NYS and Nassau County must make deal to help NUMC
The recent campaign by Nassau University Medical Center's management and its supporters to resist changing the troubled hospital's leadership has underscored the urgency for New York State and Nassau County officials to reach an agreement that would quickly bring in a skilled, experienced temporary operator who can right the ship.
As the state has ratcheted up its efforts, hospital chairman Matthew Bruderman, along with employees, supporters and elected officials, spent this week touting interim chief executive Megan Ryan, as they sought to keep her in charge.

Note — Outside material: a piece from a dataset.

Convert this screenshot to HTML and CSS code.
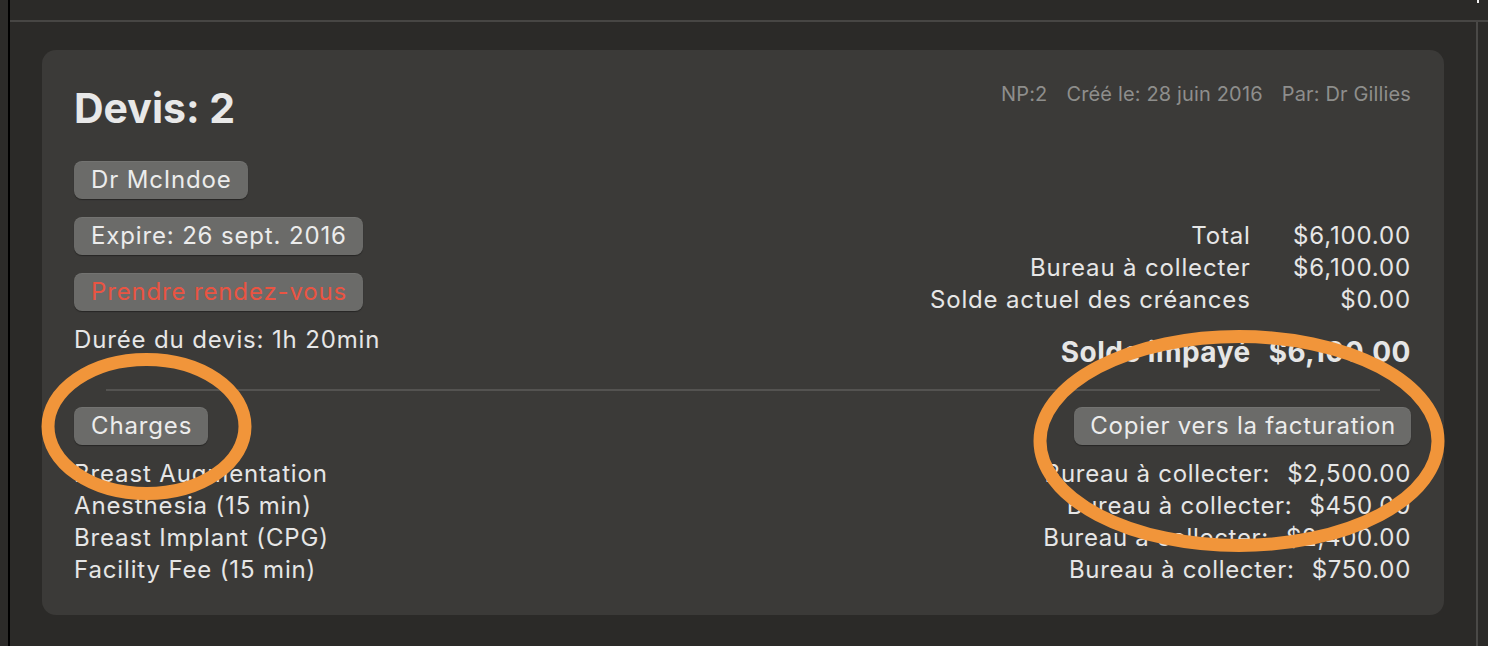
FILE: index.html
```html
<!DOCTYPE html>
<html lang="fr">
<head>
<meta charset="utf-8">
<title>Devis: 2</title>
<link rel="stylesheet" href="styles.css">
</head>
<body>
<div class="window">
  <div class="left-pane"></div>
  <div class="pane-split"></div>
  <div class="main">
    <div class="topbar"><span class="top-mark"></span></div>
    <div class="content-row">
      <div class="content">
        <section class="card">
          <div class="card-top">
            <div class="col-left">
              <h1 class="title">Devis: 2</h1>
              <button class="btn btn-first">Dr McIndoe</button>
              <button class="btn btn-next">Expire: 26 sept. 2016</button>
              <button class="btn btn-next btn-red">Prendre rendez-vous</button>
              <div class="duration">Durée du devis: 1h 20min</div>
            </div>
            <div class="col-right">
              <div class="meta">
                <span>NP:2</span>
                <span>Créé le: 28 juin 2016</span>
                <span>Par: Dr Gillies</span>
              </div>
              <div class="totals">
                <span class="t-label">Total</span><span class="t-value">$6,100.00</span>
                <span class="t-label">Bureau à collecter</span><span class="t-value">$6,100.00</span>
                <span class="t-label">Solde actuel des créances</span><span class="t-value">$0.00</span>
                <span class="t-label t-big">Solde impayé</span><span class="t-value t-big">$6,100.00</span>
              </div>
            </div>
          </div>
          <hr class="divider">
          <div class="card-bottom">
            <div class="col-left">
              <button class="btn">Charges</button>
              <ul class="items">
                <li>Breast Augmentation</li>
                <li>Anesthesia (15 min)</li>
                <li>Breast Implant (CPG)</li>
                <li>Facility Fee (15 min)</li>
              </ul>
            </div>
            <div class="col-right">
              <button class="btn">Copier vers la facturation</button>
              <ul class="items items-right">
                <li><span>Bureau à collecter:</span><span>$2,500.00</span></li>
                <li><span>Bureau à collecter:</span><span>$450.00</span></li>
                <li><span>Bureau à collecter:</span><span>$2,400.00</span></li>
                <li><span>Bureau à collecter:</span><span>$750.00</span></li>
              </ul>
            </div>
          </div>
        </section>
      </div>
      <div class="right-gutter"></div>
    </div>
  </div>
  <svg class="annotations" width="1488" height="646" viewBox="0 0 1488 646" aria-hidden="true">
    <ellipse cx="146.5" cy="426.5" rx="98.5" ry="67" fill="none" stroke="#f1953a" stroke-width="13"/>
    <ellipse cx="1239" cy="441" rx="199" ry="104.5" fill="none" stroke="#f1953a" stroke-width="13"/>
  </svg>
</div>
</body>
</html>
```

FILE: styles.css
```css
* { box-sizing: border-box; }
html, body {
  margin: 0;
  padding: 0;
  background: #2b2a28;
}
body {
  font-family: Inter, "Noto Sans", "Liberation Sans", sans-serif;
  color: #e6e6e6;
}
.window {
  position: relative;
  display: flex;
  width: 1488px;
  height: 646px;
  overflow: hidden;
  background: #2b2a28;
}
.left-pane {
  width: 8px;
  background: #2c2b29;
}
.pane-split {
  width: 2px;
  background: #000;
}
.main {
  flex: 1;
  display: flex;
  flex-direction: column;
}
.topbar {
  height: 22px;
  border-bottom: 2px solid #474644;
  display: flex;
  justify-content: flex-end;
}
.top-mark {
  width: 2px;
  height: 3px;
  background: #f2f2f2;
  margin-right: 9px;
}
.content-row {
  flex: 1;
  display: flex;
}
.content {
  flex: 1;
  padding: 28px 32px 0 32px;
}
.right-gutter {
  width: 12px;
  border-left: 2px solid #4a4947;
}
.card {
  background: #3b3a38;
  border-radius: 14px;
  padding: 32px 33px 31px 32px;
  height: 565px;
}
.card-top, .card-bottom {
  display: flex;
  justify-content: space-between;
}
.col-left {
  display: flex;
  flex-direction: column;
  align-items: flex-start;
}
.col-right {
  display: flex;
  flex-direction: column;
  align-items: flex-end;
}
.title {
  margin: 0;
  font-size: 41px;
  line-height: 52px;
  font-weight: 700;
  color: #e8e8e8;
}
.btn {
  font-family: inherit;
  font-size: 24px;
  letter-spacing: 0.85px;
  line-height: 38px;
  height: 38px;
  padding: 0 16px 0 17px;
  border: none;
  border-radius: 8px;
  background: #6b6b69;
  color: #ececec;
  box-shadow: 0 1px 1px rgba(0, 0, 0, 0.35), inset 0 1px 0 rgba(255, 255, 255, 0.06);
  white-space: nowrap;
}
.btn-first { margin-top: 27px; }
.btn-next { margin-top: 18px; }
.btn-red { color: #ea5442; }
.col-right > .btn { padding: 0 15px 0 16px; letter-spacing: 0.75px; }
.duration {
  margin-top: 13px;
  font-size: 24px;
  letter-spacing: 0.85px;
  line-height: 32px;
}
.meta {
  display: flex;
  gap: 19px;
  font-size: 20px;
  letter-spacing: 0.15px;
  line-height: 24px;
  color: #8e8e8c;
}
.totals {
  margin-top: 114px;
  display: grid;
  grid-template-columns: auto auto;
  column-gap: 18px;
  justify-items: end;
  font-size: 24px;
  letter-spacing: 0.85px;
  line-height: 32px;
}
.t-big {
  margin-top: 18px;
  font-size: 28px;
  letter-spacing: 0.5px;
  line-height: 36px;
  font-weight: 700;
}
.divider {
  margin: 19px 31px 0 32px;
  border: none;
  height: 2px;
  background: #545351;
}
.card-bottom { margin-top: 16px; }
.items {
  list-style: none;
  margin: 13px 0 0 0;
  padding: 0;
  font-size: 24px;
  letter-spacing: 0.85px;
  line-height: 32px;
}
.items-right {
  letter-spacing: 0.7px;
}
.items-right li {
  display: flex;
  justify-content: flex-end;
  gap: 17px;
}
.annotations {
  position: absolute;
  left: 0;
  top: 0;
  pointer-events: none;
}
```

On Wednesday, advocates for Ryan even pushed supporters via social media to call Nassau County Executive Bruce Blakeman daily "before he meets with NYS leadership" to say "No leadership change needed! No temporary operator!"
They argue the safety net hospital doesn't need new management. In their telling, the hospital requires just one thing: state funding — with no strings attached.
It's an erroneous argument, built on a flimsy house of cards. NUMC's fiscal woes haven't dissipated and its top management, which includes Ryan, and its governance, which includes Bruderman, have not improved the hospital substantially. Nor have they articulated a detailed plan for its future or even completed tasks required earlier this year by the state Health Department.
NUMC's financial troubles and questions over patient care aren't new. Management dysfunction and governance rife with political patronage have, save for rare exceptions, long remained the norm. Promises are made and broken; little has changed.
But Ryan, Bruderman and others are trying to suggest that's no longer the case. As an attempt at proof, Bruderman said the hospital's cash on hand increased to nearly $50 million, up from $19 million in February. But that means little when the hospital's debt to the New York Health Insurance Plan continues to rise. Each month, the hospital pays just $2 million of the $9 million it owes, amounting to $84 million in increased arrears to the state just in the last year. Its total debt: $380 million.
Bruderman, Ryan and their supporters are right about one thing: NUMC's importance to area residents, staff and the region. But the status quo isn't the answer.
Gov. Kathy Hochul and County Executive Bruce Blakeman must work together, and quickly, to solve this crisis. They should agree to install a temporary operator at NUMC soon, someone who can bring in new team members, make necessary changes, and develop a plan for the hospital's future. The current chief executive, chairman and board must go, to allow the new operator the freedom to act. Only when it has faith in the institution's management and operations should the state provide funding to stabilize the hospital, a game plan for the NYSHIP debt, and any additional assistance the new team might require.
This is a chance for Hochul and Blakeman to govern with courage, by making an extraordinarily significant move that would benefit NUMC, its employees and its patients. But they must start now.